Return each line of the data below verbatim; pictures are to be left out.

▶ _INFORMATION SHOWN_:
:::
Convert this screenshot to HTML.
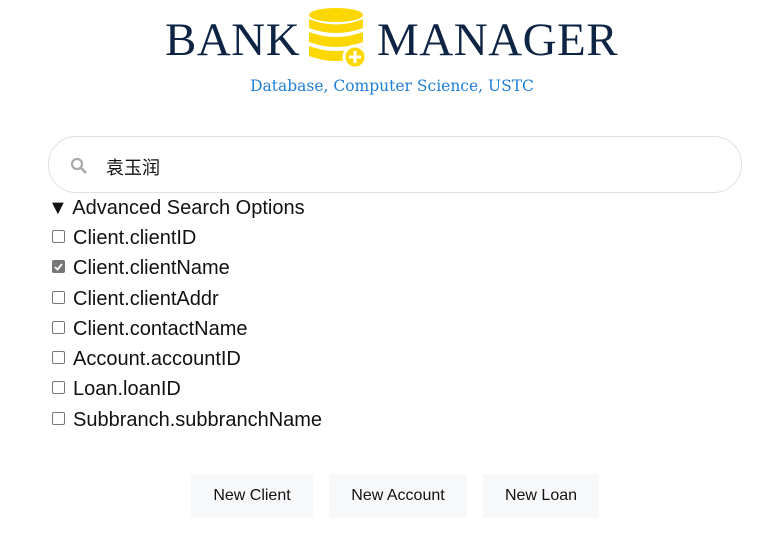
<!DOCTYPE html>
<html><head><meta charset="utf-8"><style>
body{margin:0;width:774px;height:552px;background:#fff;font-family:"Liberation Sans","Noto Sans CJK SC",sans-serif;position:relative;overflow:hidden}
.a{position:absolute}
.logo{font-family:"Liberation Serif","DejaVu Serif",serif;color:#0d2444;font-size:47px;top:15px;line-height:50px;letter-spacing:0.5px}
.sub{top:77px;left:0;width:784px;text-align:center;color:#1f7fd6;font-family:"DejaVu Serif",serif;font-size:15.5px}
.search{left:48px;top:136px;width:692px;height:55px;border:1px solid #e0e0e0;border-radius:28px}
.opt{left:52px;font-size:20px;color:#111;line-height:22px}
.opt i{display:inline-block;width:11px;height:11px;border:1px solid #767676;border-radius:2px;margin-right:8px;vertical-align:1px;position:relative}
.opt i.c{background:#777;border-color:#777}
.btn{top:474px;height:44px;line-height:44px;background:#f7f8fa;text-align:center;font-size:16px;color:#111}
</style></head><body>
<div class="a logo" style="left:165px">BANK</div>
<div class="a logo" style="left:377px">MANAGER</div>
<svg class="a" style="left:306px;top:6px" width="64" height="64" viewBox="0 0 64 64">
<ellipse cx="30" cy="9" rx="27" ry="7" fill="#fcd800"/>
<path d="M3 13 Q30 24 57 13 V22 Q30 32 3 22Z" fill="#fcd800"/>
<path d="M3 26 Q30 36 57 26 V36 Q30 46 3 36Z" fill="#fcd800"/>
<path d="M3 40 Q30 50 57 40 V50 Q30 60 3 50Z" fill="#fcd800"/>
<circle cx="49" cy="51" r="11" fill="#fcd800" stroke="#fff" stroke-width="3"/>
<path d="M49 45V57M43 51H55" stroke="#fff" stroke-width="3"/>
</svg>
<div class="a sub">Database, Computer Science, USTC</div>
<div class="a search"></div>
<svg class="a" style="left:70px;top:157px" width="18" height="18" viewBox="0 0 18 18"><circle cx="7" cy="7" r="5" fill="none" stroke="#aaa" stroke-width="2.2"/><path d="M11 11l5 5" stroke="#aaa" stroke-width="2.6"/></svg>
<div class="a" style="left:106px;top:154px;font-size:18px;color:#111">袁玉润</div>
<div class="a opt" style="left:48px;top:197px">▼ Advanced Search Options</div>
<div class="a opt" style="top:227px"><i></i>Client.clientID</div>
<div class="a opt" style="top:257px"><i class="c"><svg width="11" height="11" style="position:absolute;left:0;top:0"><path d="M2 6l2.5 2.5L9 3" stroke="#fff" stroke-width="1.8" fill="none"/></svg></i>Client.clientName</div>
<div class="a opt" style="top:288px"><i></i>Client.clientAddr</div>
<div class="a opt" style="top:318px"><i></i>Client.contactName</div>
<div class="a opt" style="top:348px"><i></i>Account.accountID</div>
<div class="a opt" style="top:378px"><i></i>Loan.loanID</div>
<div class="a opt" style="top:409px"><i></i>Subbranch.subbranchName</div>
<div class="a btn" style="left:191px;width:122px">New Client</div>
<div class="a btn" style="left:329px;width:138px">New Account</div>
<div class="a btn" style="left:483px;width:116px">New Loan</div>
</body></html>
:::
▶ _CORRECT RESPONSE_:
Convert this screenshot to HTML.
<!DOCTYPE html>
<html><head><meta charset="utf-8"><style>
body{margin:0;width:774px;height:552px;background:#fff;font-family:"Liberation Sans","Noto Sans CJK SC",sans-serif;position:relative;overflow:hidden}
.a{position:absolute}
.logo{font-family:"Liberation Serif","DejaVu Serif",serif;color:#0d2444;font-size:47px;top:15px;line-height:50px;letter-spacing:0.5px}
.sub{top:77px;left:0;width:784px;text-align:center;color:#1f7fd6;font-family:"DejaVu Serif",serif;font-size:15.5px}
.search{left:48px;top:136px;width:692px;height:55px;border:1px solid #e0e0e0;border-radius:28px}
.opt{left:52px;font-size:20px;color:#111;line-height:22px}
.opt i{display:inline-block;width:11px;height:11px;border:1px solid #767676;border-radius:2px;margin-right:8px;vertical-align:1px;position:relative}
.opt i.c{background:#777;border-color:#777}
.btn{top:474px;height:44px;line-height:44px;background:#f7f8fa;text-align:center;font-size:16px;color:#111}
</style></head><body>
<div class="a logo" style="left:165px">BANK</div>
<div class="a logo" style="left:377px">MANAGER</div>
<svg class="a" style="left:306px;top:6px" width="64" height="64" viewBox="0 0 64 64">
<ellipse cx="30" cy="9" rx="27" ry="7" fill="#fcd800"/>
<path d="M3 13 Q30 24 57 13 V22 Q30 32 3 22Z" fill="#fcd800"/>
<path d="M3 26 Q30 36 57 26 V36 Q30 46 3 36Z" fill="#fcd800"/>
<path d="M3 40 Q30 50 57 40 V50 Q30 60 3 50Z" fill="#fcd800"/>
<circle cx="49" cy="51" r="11" fill="#fcd800" stroke="#fff" stroke-width="3"/>
<path d="M49 45V57M43 51H55" stroke="#fff" stroke-width="3"/>
</svg>
<div class="a sub">Database, Computer Science, USTC</div>
<div class="a search"></div>
<svg class="a" style="left:70px;top:157px" width="18" height="18" viewBox="0 0 18 18"><circle cx="7" cy="7" r="5" fill="none" stroke="#aaa" stroke-width="2.2"/><path d="M11 11l5 5" stroke="#aaa" stroke-width="2.6"/></svg>
<div class="a" style="left:106px;top:154px;font-size:18px;color:#111">袁玉润</div>
<div class="a opt" style="left:48px;top:197px">▼ Advanced Search Options</div>
<div class="a opt" style="top:227px"><i></i>Client.clientID</div>
<div class="a opt" style="top:257px"><i class="c"><svg width="11" height="11" style="position:absolute;left:0;top:0"><path d="M2 6l2.5 2.5L9 3" stroke="#fff" stroke-width="1.8" fill="none"/></svg></i>Client.clientName</div>
<div class="a opt" style="top:288px"><i></i>Client.clientAddr</div>
<div class="a opt" style="top:318px"><i></i>Client.contactName</div>
<div class="a opt" style="top:348px"><i></i>Account.accountID</div>
<div class="a opt" style="top:378px"><i></i>Loan.loanID</div>
<div class="a opt" style="top:409px"><i></i>Subbranch.subbranchName</div>
<div class="a btn" style="left:191px;width:122px">New Client</div>
<div class="a btn" style="left:329px;width:138px">New Account</div>
<div class="a btn" style="left:483px;width:116px">New Loan</div>
</body></html>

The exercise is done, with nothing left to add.